ここで、普通ポルトランドセメントの場合の試算しか掲載されていなかったため、エポキシ樹脂塗装鉄筋やステンレス鉄筋との比較は難しいが、高炉セメントB種よりも塩分が浸透しやすい条件であるため、腐食が開始するまでの期間も高炉セメントB種の場合よりも短くなっていると想定できる。
また、100µmの亜鉛めっき鉄筋であれば、かぶりが70~80mmの条件では、普通鉄筋に比べて高含水環境で2.4~3倍、乾燥環境で3.3~4.2倍まで、腐食が開始するまでの期間を延ばすことができる。エポキシ樹脂塗装鉄筋やステンレス鉄筋ほどではないかも知れないが、亜鉛めっき鉄筋を用いることでも、鉄筋腐食に対する耐久性をかなり向上させることが期待できる。セメント種類を高炉セメントB種にすることにより、さらに腐食開始時期を遅らせることができると思われるため、そのようなデータが蓄積され、公表されることを期待したい。
図-3 亜鉛めっき鉄筋を用いた場合の腐食抑制効果3)
本コラムでは3種類の防食鉄筋の防食性能を中心に紹介したが、実際の構造物への防食鉄筋の適用を設計・施工段階で検討する場合は、様々な点について比較検討が必要となる。今回は、防食性能に関して一定の条件での比較を試みたに過ぎない。

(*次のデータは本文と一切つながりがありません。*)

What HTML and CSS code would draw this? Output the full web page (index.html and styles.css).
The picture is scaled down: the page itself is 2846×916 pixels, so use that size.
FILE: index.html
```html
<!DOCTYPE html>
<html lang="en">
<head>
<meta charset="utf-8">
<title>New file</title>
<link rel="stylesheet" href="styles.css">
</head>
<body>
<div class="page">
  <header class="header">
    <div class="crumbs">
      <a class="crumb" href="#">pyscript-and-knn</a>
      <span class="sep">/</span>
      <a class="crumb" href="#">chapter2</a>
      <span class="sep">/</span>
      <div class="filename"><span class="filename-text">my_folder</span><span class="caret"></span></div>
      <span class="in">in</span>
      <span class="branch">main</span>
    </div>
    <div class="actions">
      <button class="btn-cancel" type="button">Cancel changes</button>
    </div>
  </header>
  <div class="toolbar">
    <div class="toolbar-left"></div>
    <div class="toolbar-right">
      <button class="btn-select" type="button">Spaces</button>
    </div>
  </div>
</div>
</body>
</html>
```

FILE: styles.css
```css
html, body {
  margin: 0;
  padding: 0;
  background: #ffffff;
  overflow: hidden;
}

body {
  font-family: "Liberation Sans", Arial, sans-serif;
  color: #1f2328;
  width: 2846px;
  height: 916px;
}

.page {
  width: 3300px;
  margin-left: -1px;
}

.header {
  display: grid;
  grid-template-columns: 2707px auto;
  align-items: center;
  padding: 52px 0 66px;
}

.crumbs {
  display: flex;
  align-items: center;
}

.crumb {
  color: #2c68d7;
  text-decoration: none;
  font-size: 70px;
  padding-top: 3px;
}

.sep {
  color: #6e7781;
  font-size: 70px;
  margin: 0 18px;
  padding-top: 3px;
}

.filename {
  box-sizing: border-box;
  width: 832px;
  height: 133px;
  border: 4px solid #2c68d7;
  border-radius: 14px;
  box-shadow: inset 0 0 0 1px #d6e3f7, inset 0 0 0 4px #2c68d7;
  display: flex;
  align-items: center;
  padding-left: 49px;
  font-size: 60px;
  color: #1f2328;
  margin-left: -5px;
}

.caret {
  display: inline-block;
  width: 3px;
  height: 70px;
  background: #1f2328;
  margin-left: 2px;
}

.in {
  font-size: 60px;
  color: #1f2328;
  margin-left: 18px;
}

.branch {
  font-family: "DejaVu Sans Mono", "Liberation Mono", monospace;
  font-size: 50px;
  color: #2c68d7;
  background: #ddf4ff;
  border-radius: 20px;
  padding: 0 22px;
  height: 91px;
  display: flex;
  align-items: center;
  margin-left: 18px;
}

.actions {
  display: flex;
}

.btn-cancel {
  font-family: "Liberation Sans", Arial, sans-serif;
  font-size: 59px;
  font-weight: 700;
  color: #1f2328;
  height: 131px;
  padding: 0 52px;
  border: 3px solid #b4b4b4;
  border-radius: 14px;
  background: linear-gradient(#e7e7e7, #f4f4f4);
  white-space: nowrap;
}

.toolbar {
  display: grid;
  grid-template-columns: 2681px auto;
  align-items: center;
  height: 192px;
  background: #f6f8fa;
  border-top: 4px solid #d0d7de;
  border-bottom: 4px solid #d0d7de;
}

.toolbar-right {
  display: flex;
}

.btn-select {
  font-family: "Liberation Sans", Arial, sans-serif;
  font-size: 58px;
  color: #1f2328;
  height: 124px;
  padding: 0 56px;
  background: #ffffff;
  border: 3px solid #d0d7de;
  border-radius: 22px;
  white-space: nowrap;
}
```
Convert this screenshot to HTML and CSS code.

これらの防食鉄筋にはそれぞれの特徴や長所・短所があり、施工条件や要求性能などを踏まえた詳細の検討に基づいて選択する、あるいは使い分けることが重要である。ただし、この選択や使い分けには明確な指針や決め事がないのも事実であり、実績・性能(要求性能との比較)・コストなどから何らかの判断をせざるを得ない。しかし、とくに耐久性を要求される構造物では、環境条件や使用条件が様々で、効果を検証するにも長期の時間が必要になるなど不確定要素が多いことから、ユーザーにとっては悩ましい場面も多い。
ただ、そうは言っても、長期にわたって健全な状態で供用していくべきコンクリート構造物においては、きちんとした技術的判断のもとに適材適所の対策を選択することが求められる。ともすればコストを優先したい気持ちになりがちであるが、最近ではライフサイクルコストやライフサイクルCO2による評価も重要視されてきている。少なくとも、きちんとした技術的判断なしに「安かろう悪かろう」の結果になるのは避けたいものである。結局のところ、そこが技術者の腕の見せ所ということになりそうである。